Another reason is that when an ethanol/gasoline mixture sits stagnant in a gas tank, the ethanol will absorb and hold water until it reaches a saturation point. At a certain point, the water and ethanol separate, leaving a layer of alcohol and water at the bottom of a gas tank. Obviously trying to run an engine on water isn’t going to work.
So it seems that the mission — whether on purpose or as a by-product of other destructive policies — is to reduce mobility. Be on the lookout for government “solutions” and instead, keep topping up your older car’s tank with fuel that is either no more than E10, high octane or better yet, completely ethanol-free (yes, it exists). And, add slowly to your fluids collection — Seafoam, Sta-Bil, STP or any other favorite fuel stabilizer and octane booster, to try and prevent water separation when not driving your older car all the time.
This week Substack launched its first feature documentary, The Coddling of the American Mind, based on the best-selling book by Greg Lukianoff and Jonathan Haidt.
Like the book, the film explores the mental health crisis among Gen Z — and it looks like it will be an interesting watch.

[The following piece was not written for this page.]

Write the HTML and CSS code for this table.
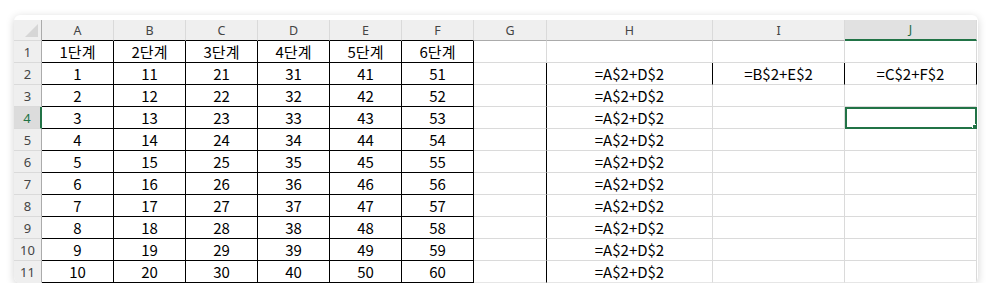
FILE: index.html
```html
<!DOCTYPE html>
<html lang="ko">
<head>
  <meta charset="UTF-8">
  <title>Sheet</title>
  <link rel="stylesheet" href="styles.css">
</head>
<body>
  <div class="sheet">
    <div class="row head">
      <div class="corner"><span class="tri"></span></div>
      <div class="ch bk">A</div>
      <div class="ch bk">B</div>
      <div class="ch bk">C</div>
      <div class="ch bk">D</div>
      <div class="ch bk">E</div>
      <div class="ch bk">F</div>
      <div class="ch">G</div>
      <div class="ch">H</div>
      <div class="ch">I</div>
      <div class="ch sel">J</div>
    </div>

    <div class="row">
      <div class="rh">1</div>
      <div class="c b">1단계</div>
      <div class="c b">2단계</div>
      <div class="c b">3단계</div>
      <div class="c b">4단계</div>
      <div class="c b">5단계</div>
      <div class="c b">6단계</div>
      <div class="c"></div>
      <div class="c"></div>
      <div class="c"></div>
      <div class="c"></div>
    </div>

    <div class="row">
      <div class="rh">2</div>
      <div class="c b">1</div>
      <div class="c b">11</div>
      <div class="c b">21</div>
      <div class="c b">31</div>
      <div class="c b">41</div>
      <div class="c b">51</div>
      <div class="c br"></div>
      <div class="c br">=A$2+D$2</div>
      <div class="c br">=B$2+E$2</div>
      <div class="c br">=C$2+F$2</div>
    </div>

    <div class="row">
      <div class="rh">3</div>
      <div class="c b">2</div>
      <div class="c b">12</div>
      <div class="c b">22</div>
      <div class="c b">32</div>
      <div class="c b">42</div>
      <div class="c b">52</div>
      <div class="c br"></div>
      <div class="c">=A$2+D$2</div>
      <div class="c"></div>
      <div class="c"></div>
    </div>

    <div class="row">
      <div class="rh cur">4</div>
      <div class="c b">3</div>
      <div class="c b">13</div>
      <div class="c b">23</div>
      <div class="c b">33</div>
      <div class="c b">43</div>
      <div class="c b">53</div>
      <div class="c br"></div>
      <div class="c">=A$2+D$2</div>
      <div class="c"></div>
      <div class="c active"></div>
    </div>

    <div class="row">
      <div class="rh">5</div>
      <div class="c b">4</div>
      <div class="c b">14</div>
      <div class="c b">24</div>
      <div class="c b">34</div>
      <div class="c b">44</div>
      <div class="c b">54</div>
      <div class="c br"></div>
      <div class="c">=A$2+D$2</div>
      <div class="c"></div>
      <div class="c"></div>
    </div>

    <div class="row">
      <div class="rh">6</div>
      <div class="c b">5</div>
      <div class="c b">15</div>
      <div class="c b">25</div>
      <div class="c b">35</div>
      <div class="c b">45</div>
      <div class="c b">55</div>
      <div class="c br"></div>
      <div class="c">=A$2+D$2</div>
      <div class="c"></div>
      <div class="c"></div>
    </div>

    <div class="row">
      <div class="rh">7</div>
      <div class="c b">6</div>
      <div class="c b">16</div>
      <div class="c b">26</div>
      <div class="c b">36</div>
      <div class="c b">46</div>
      <div class="c b">56</div>
      <div class="c br"></div>
      <div class="c">=A$2+D$2</div>
      <div class="c"></div>
      <div class="c"></div>
    </div>

    <div class="row">
      <div class="rh">8</div>
      <div class="c b">7</div>
      <div class="c b">17</div>
      <div class="c b">27</div>
      <div class="c b">37</div>
      <div class="c b">47</div>
      <div class="c b">57</div>
      <div class="c br"></div>
      <div class="c">=A$2+D$2</div>
      <div class="c"></div>
      <div class="c"></div>
    </div>

    <div class="row">
      <div class="rh">9</div>
      <div class="c b">8</div>
      <div class="c b">18</div>
      <div class="c b">28</div>
      <div class="c b">38</div>
      <div class="c b">48</div>
      <div class="c b">58</div>
      <div class="c br"></div>
      <div class="c">=A$2+D$2</div>
      <div class="c"></div>
      <div class="c"></div>
    </div>

    <div class="row">
      <div class="rh">10</div>
      <div class="c b">9</div>
      <div class="c b">19</div>
      <div class="c b">29</div>
      <div class="c b">39</div>
      <div class="c b">49</div>
      <div class="c b">59</div>
      <div class="c br"></div>
      <div class="c">=A$2+D$2</div>
      <div class="c"></div>
      <div class="c"></div>
    </div>

    <div class="row last">
      <div class="rh">11</div>
      <div class="c b">10</div>
      <div class="c b">20</div>
      <div class="c b">30</div>
      <div class="c b">40</div>
      <div class="c b">50</div>
      <div class="c b">60</div>
      <div class="c br"></div>
      <div class="c">=A$2+D$2</div>
      <div class="c"></div>
      <div class="c"></div>
    </div>
  </div>
</body>
</html>
```

FILE: styles.css
```css
body {
  margin: 0;
  padding: 15px 0 0 14px;
  background: #fff;
  font-family: "Noto Sans CJK KR", "Noto Sans", sans-serif;
}

.sheet {
  width: 964px;
  padding-top: 5px;
  background: #fff;
  border-radius: 6px;
  overflow: hidden;
  box-shadow: 0 2px 8px rgba(0, 0, 0, 0.18);
}

.row {
  display: grid;
  grid-template-columns: 28px repeat(6, 72px) 73px 166px 132px 132px;
  height: 22px;
}

.row.head {
  height: 21px;
}

.row > div {
  box-sizing: border-box;
  border-right: 1px solid #dadada;
  border-bottom: 1px solid #dadada;
  display: flex;
  align-items: center;
  justify-content: center;
  overflow: hidden;
  white-space: nowrap;
}

/* headers */
.corner,
.ch,
.rh {
  background: #efefef;
  color: #454545;
  font-family: "Noto Sans", sans-serif;
  font-size: 12.5px;
}

.ch {
  border-bottom-color: #ababab !important;
}

.ch.bk {
  border-bottom-color: #000 !important;
}

.ch.sel {
  background: #e1e1e1;
  color: #1e6b41;
  border-bottom: 2px solid #217346 !important;
}

.rh,
.corner {
  border-right-color: #ababab !important;
}

.rh {
  font-size: 13px;
  padding-top: 1px;
}

.rh.cur {
  background: #dcdcdc;
  color: #217346;
  border-right: 2px solid #217346 !important;
}

.last .rh {
  border-bottom-color: #efefef;
}

.corner {
  position: relative;
}

.tri {
  position: absolute;
  right: 3px;
  bottom: 3px;
  width: 0;
  height: 0;
  border-left: 13px solid transparent;
  border-bottom: 13px solid #d6d6d6;
}

/* cells */
.c {
  font-size: 15px;
  color: #000;
}

.c.b {
  border-right-color: #000 !important;
  border-bottom-color: #000 !important;
}

.c.br {
  border-right-color: #000 !important;
}

.last .c:not(.b) {
  border-bottom-color: #e6e6e6;
}

.c.active {
  position: relative;
  outline: 2px solid #217346;
  outline-offset: -2px;
}

.c.active::after {
  content: "";
  position: absolute;
  right: -2px;
  bottom: -3px;
  width: 5px;
  height: 5px;
  background: #217346;
  border: 1px solid #fff;
  border-right: none;
}
```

Even more intriguing is Substack’s move into film distribution. It’s good news for filmmakers who are having trouble finding outlets to tell counter-narrative stories.
In case you missed it, here’s what was happening at Collapse Life this week:
Our look at Phoenix’s new experiment in urban, car-free living. How practical will it be for people with children... or real jobs?
An exploration of the term ‘grift’ and why it seems to be some people’s new favorite epithet. We seem to be so utterly divided now that even words have political affiliations.
In a return appearance on the Collapse Life podcast, researcher James Roguski explains the difference between the amendments to the World Health Organization’s International Health Regulations and the negotiation for a new pandemic accord. He also explains why we should all care about these seemingly arcane processes, and who stands to gain (and who will lose) if they proceed as planned.